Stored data
****
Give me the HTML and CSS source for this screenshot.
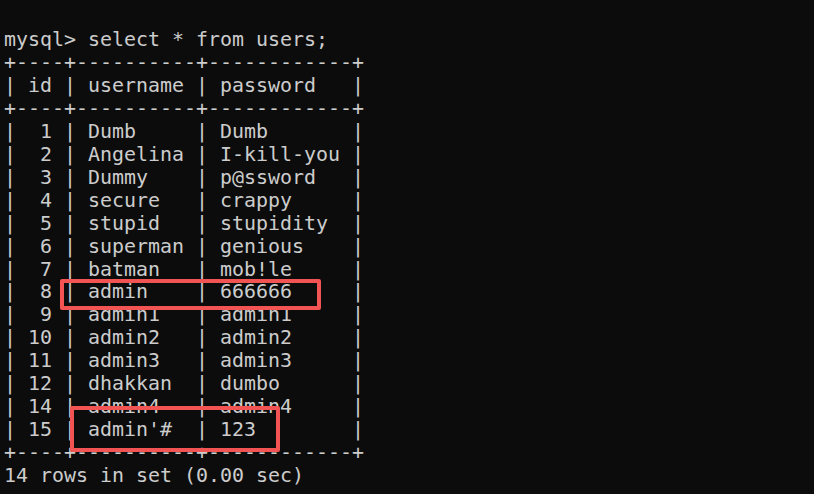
FILE: index.html
```html
<!DOCTYPE html>
<html>
<head>
<meta charset="utf-8">
<link rel="stylesheet" href="styles.css">
</head>
<body>
<div class="terminal">
<pre class="output">mysql&gt; select * from users;
+----+----------+------------+
| id | username | password   |
+----+----------+------------+
|  1 | Dumb     | Dumb       |
|  2 | Angelina | I-kill-you |
|  3 | Dummy    | p@ssword   |
|  4 | secure   | crappy     |
|  5 | stupid   | stupidity  |
|  6 | superman | genious    |
|  7 | batman   | mob!le     |
|  8 | admin    | 666666     |
|  9 | admin1   | admin1     |
| 10 | admin2   | admin2     |
| 11 | admin3   | admin3     |
| 12 | dhakkan  | dumbo      |
| 14 | admin4   | admin4     |
| 15 | admin'#  | 123        |
+----+----------+------------+
14 rows in set (0.00 sec)</pre>
<div class="mark mark-one"></div>
<div class="mark mark-two"></div>
</div>
</body>
</html>
```
FILE: styles.css
```css
html, body {
  margin: 0;
  padding: 0;
  background: #0c0c0c;
}
.terminal {
  position: relative;
  width: 814px;
  height: 494px;
  overflow: hidden;
  background: #0c0c0c;
}
.output {
  margin: 0;
  padding: 28px 0 0 4px;
  font-family: "DejaVu Sans Mono", monospace;
  font-size: 19.95px;
  line-height: 22.95px;
  color: #cccccc;
}
.mark {
  position: absolute;
  border: 4px solid #f25454;
  border-radius: 2px;
  box-sizing: border-box;
}
.mark-one {
  left: 60px;
  top: 279px;
  width: 261px;
  height: 31px;
}
.mark-two {
  left: 70px;
  top: 406px;
  width: 210px;
  height: 46px;
}
```
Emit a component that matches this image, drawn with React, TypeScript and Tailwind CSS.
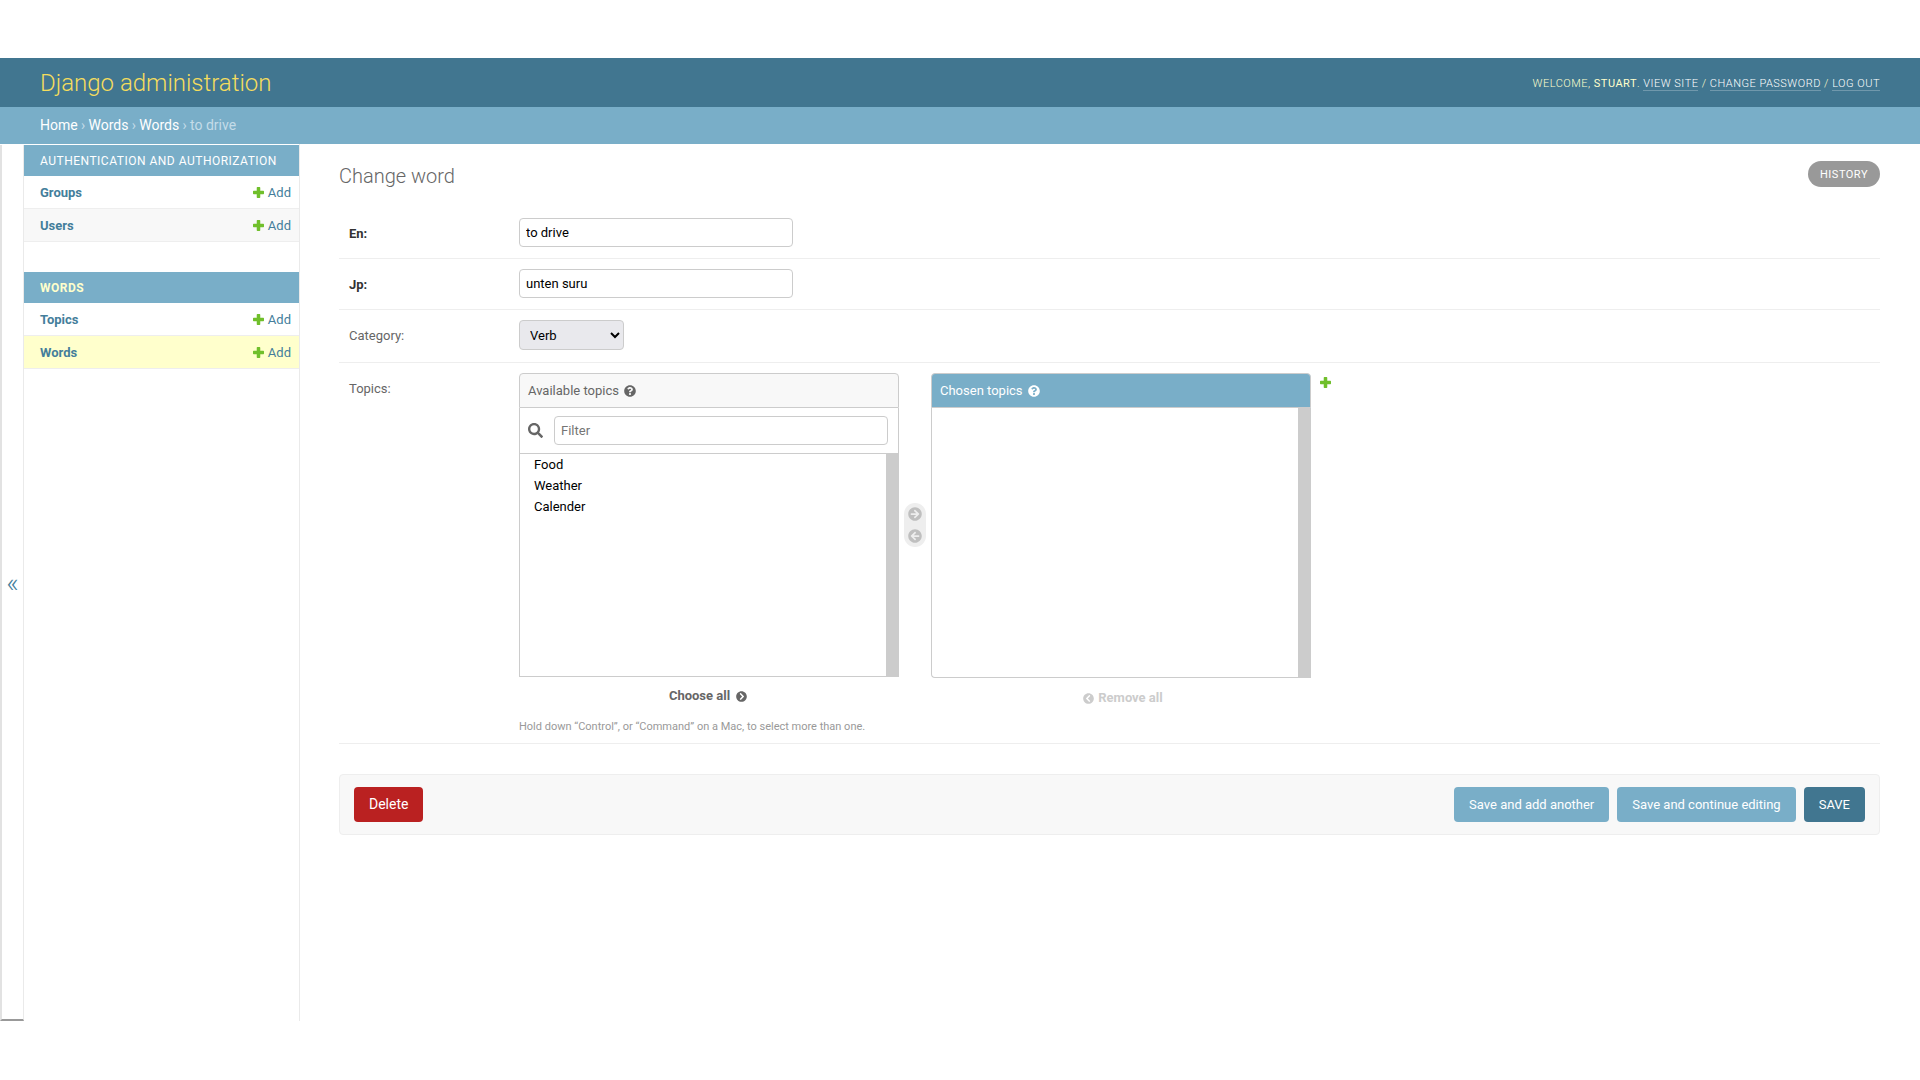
import React from "react";
import { FaQuestionCircle, FaSearch, FaArrowCircleRight, FaArrowCircleLeft, FaChevronCircleRight, FaChevronCircleLeft } from "react-icons/fa";

function Plus({ className }: { className?: string }) {
  return (
    <svg viewBox="0 0 10 10" className={className} fill="#70bf2b">
      <path d="M3.4 0.6Q3.4 0 4 0H6Q6.6 0 6.6 0.6V3.4H9.4Q10 3.4 10 4V6Q10 6.6 9.4 6.6H6.6V9.4Q6.6 10 6 10H4Q3.4 10 3.4 9.4V6.6H0.6Q0 6.6 0 6V4Q0 3.4 0.6 3.4H3.4Z" />
    </svg>
  );
}

function SideRow({ name, alt, current }: { name: string; alt?: boolean; current?: boolean }) {
  return (
    <div className={`h-[33px] flex items-center justify-between pl-4 pr-[8px] pt-px border-b border-[#eeeeee] text-[13px] ${current ? "bg-[#ffffcc]" : alt ? "bg-[#f8f8f8]" : "bg-white"}`}>
      <a className="font-bold text-[#447e9b]">{name}</a>
      <a className="flex items-center gap-[4px] text-[#447e9b]">
        <Plus className="w-[11px] h-[11px] -mt-px" />
        Add
      </a>
    </div>
  );
}

function Caption({ children, current }: { children: React.ReactNode; current?: boolean }) {
  return (
    <div className={`h-[31px] flex items-center pl-4 bg-[#79aec8] text-[12px] tracking-[0.5px] uppercase ${current ? "font-bold text-[#ffffcc]" : "font-normal text-white"}`}>
      {children}
    </div>
  );
}

function Sep() {
  return <span className="mx-[3.3px]">›</span>;
}

function Btn({ children, dark }: { children: React.ReactNode; dark?: boolean }) {
  return (
    <button className={`h-[35px] px-[15px] rounded-[4px] text-[13px] text-white ${dark ? "bg-[#417690]" : "bg-[#79aec8]"}`}>
      {children}
    </button>
  );
}

export default function App() {
  return (
    <div className="h-[1080px] pt-[58px] pb-[59px] flex flex-col bg-white font-[Roboto,sans-serif] text-[#333333] overflow-hidden">
      <header className="h-[49px] shrink-0 bg-[#417690] px-10 flex items-center justify-between">
        <h1 className="text-[24px] font-light text-[#f5dd5d]">Django administration</h1>
        <div className="pt-[4px] text-[11px] tracking-[0.5px] uppercase font-light text-[#ffffcc]">
          Welcome, <strong className="font-normal">Stuart</strong>.{" "}
          <a className="text-white border-b border-white/25">View site</a> /{" "}
          <a className="text-white border-b border-white/25">Change password</a> /{" "}
          <a className="text-white border-b border-white/25">Log out</a>
        </div>
      </header>
      <nav className="h-[37px] shrink-0 bg-[#79aec8] px-10 flex items-center text-[14px] text-[#c4dce8]">
        <a className="text-white">Home</a>
        <Sep />
        <a className="text-white">Words</a>
        <Sep />
        <a className="text-white">Words</a>
        <Sep />
        to drive
      </nav>
      <div className="flex-1 flex min-h-0">
        <button className="w-[24px] shrink-0 mt-px pt-[2px] flex items-center justify-center bg-white border-l-2 border-r border-b-2 border-l-[#e2e2e2] border-r-[#eaeaea] border-b-[#999999] text-[27px] font-light text-[#447e9b]">
          «
        </button>
        <aside className="w-[276px] shrink-0 pt-px border-r border-[#eaeaea]">
          <Caption>Authentication and Authorization</Caption>
          <SideRow name="Groups" />
          <SideRow name="Users" alt />
          <div className="h-[30px]" />
          <Caption current>Words</Caption>
          <SideRow name="Topics" />
          <SideRow name="Words" current />
        </aside>
        <main className="flex-1 min-w-0 pt-5 pl-[39px] pr-10">
          <div className="flex items-start justify-between h-[44px]">
            <h2 className="text-[20px] font-light text-[#666666] leading-[24px]">Change word</h2>
            <a className="mt-[-3px] h-[26px] px-3 pt-[2px] flex items-center rounded-[15px] bg-[#999999] text-white text-[11px] tracking-[0.5px] uppercase">History</a>
          </div>

          <div className="h-[51px] pt-[10px] pl-[10px] flex border-b border-[#eeeeee] text-[13px]">
            <label className="w-[170px] pt-[8px] leading-[16px] font-bold text-[#333333]">En:</label>
            <input readOnly value="to drive" className="w-[274px] h-[29px] px-[6px] border border-[#cccccc] rounded-[4px] text-[13px] text-black" />
          </div>
          <div className="h-[51px] pt-[10px] pl-[10px] flex border-b border-[#eeeeee] text-[13px]">
            <label className="w-[170px] pt-[8px] leading-[16px] font-bold text-[#333333]">Jp:</label>
            <input readOnly value="unten suru" className="w-[274px] h-[29px] px-[6px] border border-[#cccccc] rounded-[4px] text-[13px] text-black" />
          </div>
          <div className="h-[53px] pt-[10px] pl-[10px] flex border-b border-[#eeeeee] text-[13px]">
            <label className="w-[170px] pt-[8px] leading-[16px] text-[#666666]">Category:</label>
            <select defaultValue="Verb" className="w-[105px] h-[30px] pl-[6px] border border-[#cccccc] rounded-[4px] bg-[#e9e9ed] text-[13px] text-black">
              <option>Verb</option>
            </select>
          </div>

          <div className="h-[381px] pt-[10px] pl-[10px] flex border-b border-[#eeeeee] text-[13px]">
            <label className="w-[170px] pt-[8px] leading-[16px] text-[#666666]">Topics:</label>
            <div className="flex-1">
              <div className="flex items-start h-[347px]">
                <div className="w-[380px]">
                  <div className="h-[35px] flex items-center gap-[5px] pl-2 bg-[#f8f8f8] border border-[#cccccc] rounded-t-[4px] text-[#666666]">
                    Available topics
                    <FaQuestionCircle className="w-[12px] h-[12px]" />
                  </div>
                  <div className="h-[46px] flex items-center pl-2 pr-[10px] border-x border-b border-[#cccccc]">
                    <FaSearch className="w-[15px] h-[15px] text-[#666666]" />
                    <input placeholder="Filter" className="ml-[11px] flex-1 min-w-0 h-[29px] px-[6px] border border-[#cccccc] rounded-[4px] text-[13px] placeholder:text-[#757575]" />
                  </div>
                  <div className="h-[223px] flex">
                    <div className="flex-1 border-l border-b border-[#cccccc] pl-[14px] text-black leading-[21px]">
                      <div>Food</div>
                      <div>Weather</div>
                      <div>Calender</div>
                    </div>
                    <div className="w-[13px] bg-[#cccccc]" />
                  </div>
                  <div className="mt-[9px] flex items-center justify-center gap-[6px] font-bold text-[13px] text-[#666666] leading-[20px] pr-[2px]">
                    Choose all
                    <FaChevronCircleRight className="w-[11px] h-[11px] mt-[1px]" />
                  </div>
                </div>
                <div className="w-[22px] h-[44px] mt-[130px] ml-[5px] flex flex-col items-center justify-center gap-[8px] rounded-[15px] bg-[#eeeeee] text-[#bfbfbf]">
                  <FaArrowCircleRight className="w-[14px] h-[14px]" />
                  <FaArrowCircleLeft className="w-[14px] h-[14px]" />
                </div>
                <div className="w-[380px] ml-[5px]">
                  <div className="h-[35px] flex items-center gap-[5px] pl-2 bg-[#79aec8] border border-[#cccccc] rounded-t-[4px] text-white">
                    Chosen topics
                    <FaQuestionCircle className="w-[12px] h-[12px]" />
                  </div>
                  <div className="h-[270px] flex">
                    <div className="flex-1 border-l border-b border-[#cccccc] rounded-bl-[4px]" />
                    <div className="w-[13px] bg-[#cccccc]" />
                  </div>
                  <div className="mt-[10px] flex items-center justify-center gap-[4px] font-bold text-[13px] text-[#cccccc] leading-[20px] pl-[4px]">
                    <FaChevronCircleLeft className="w-[11px] h-[11px]" />
                    Remove all
                  </div>
                </div>
                <Plus className="w-[11px] h-[11px] ml-[9px] mt-[4px]" />
              </div>
              <div className="text-[11px] leading-[14px] text-[#999999]">Hold down “Control”, or “Command” on a Mac, to select more than one.</div>
            </div>
          </div>

          <div className="mt-[30px] h-[61px] px-[14px] flex items-center justify-between gap-2 bg-[#f8f8f8] border border-[#eeeeee] rounded-[4px]">
            <button className="h-[35px] px-[15px] pb-px rounded-[4px] bg-[#ba2121] text-white text-[14px]">Delete</button>
            <div className="flex gap-2">
              <Btn>Save and add another</Btn>
              <Btn>Save and continue editing</Btn>
              <Btn dark>SAVE</Btn>
            </div>
          </div>
        </main>
      </div>
    </div>
  );
}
****
:: Prompt ::
Nothing but the lines from the one containing "Emit a component" through the one containing "FaArrowCircleLeft, FaChevronCircleRight, FaChevronCircleLeft" should appear in your copy, exactly as written and without pictures.

:: Exercise response ::
Emit a component that matches this image, drawn with React, TypeScript and Tailwind CSS.
import React from "react";
import { FaQuestionCircle, FaSearch, FaArrowCircleRight, FaArrowCircleLeft, FaChevronCircleRight, FaChevronCircleLeft } from "react-icons/fa";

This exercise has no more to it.